La imagen de “padre-hijo” es común en las Escrituras, y usualmente está relacionada con el tema de disciplina, amor, y obediencia (Dt. 8:5-6; Pr. 3). De hecho, el autor de Hebreos nos recuerda que la disciplina es la marca de un hijo legítimo (He. 12:8). Todo padre que desee que su hijo crezca hacia la madurez, debe entrar en un proceso que involucra corrección y disciplina que los equipa para obedecer.
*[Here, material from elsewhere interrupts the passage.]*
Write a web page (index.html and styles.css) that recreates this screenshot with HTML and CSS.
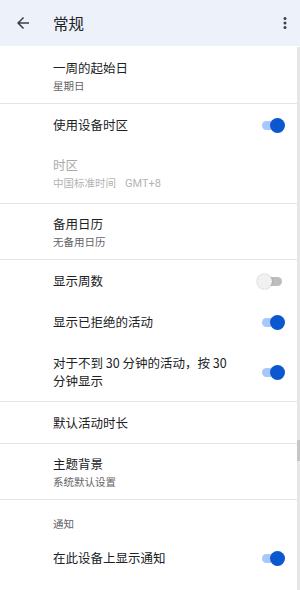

Los casos de Elí y David nos permiten ver el modelo de padres que no corrigieron a sus hijos, o que probablemente no se “entrometieron” en sus vidas, y cuyo pecado finalmente les llevó a la muerte (1 Sa. 2:17-24; 2 Sa. 13; 1 Re. 1:6). La disciplina parental que nos aconseja Dios está lejos de ser violenta, abusiva, o traumática como pretenden argumentar algunas corrientes actuales. El biblista Pablo Wegner realizó un estudio sobre la disciplina en el libro de Proverbios, encontrando al menos ocho niveles de disciplina. Entre ellos se encuentran:

  • Informar proactivamente sobre el comportamiento inadecuado (1:10-15; 3:31-32); 
  • Explicar las consecuencias negativas del pecado (1:18-19; 5:3-6);
  • Exhortar gentilmente (4:1-2; 14-16); 
  • Reprender gentilmente (3:12; 24:24-25); 
  • Y aplicar disciplina física que no lastima (13:24; 19:18; 23:13-14).

Los padres deben entender que sus hijos no son sencillamente “desobedientes”; son desobedientes porque son pecadores. Los hijos finalmente necesitan salvación, no solamente disciplina. Por eso es vital que los padres cumplan su función, no meramente para recibir la obediencia de sus hijos, sino porque esto les ayudará a ellos a ejercitar su obediencia en su relación personal con Dios (He. 12:9).

El evangelio transforma la manera en que observamos la crianza de los hijos en dos áreas: 1) Cuando nos enseña que la función primordial de los padres (no de la iglesia) es dar un legado de fe en Dios y no solamente sostenerlos materialmente, y 2) cuando nos exhorta a manifestarles nuestro amor por medio de la disciplina, de modo que aprendan obediencia. Esto nos lleva a considerar con intención y detenimiento nuestras prioridades y roles en el hogar, recordando que nuestra tarea no es impulsarlos a “ser ellos mismos” sino a ser como Cristo.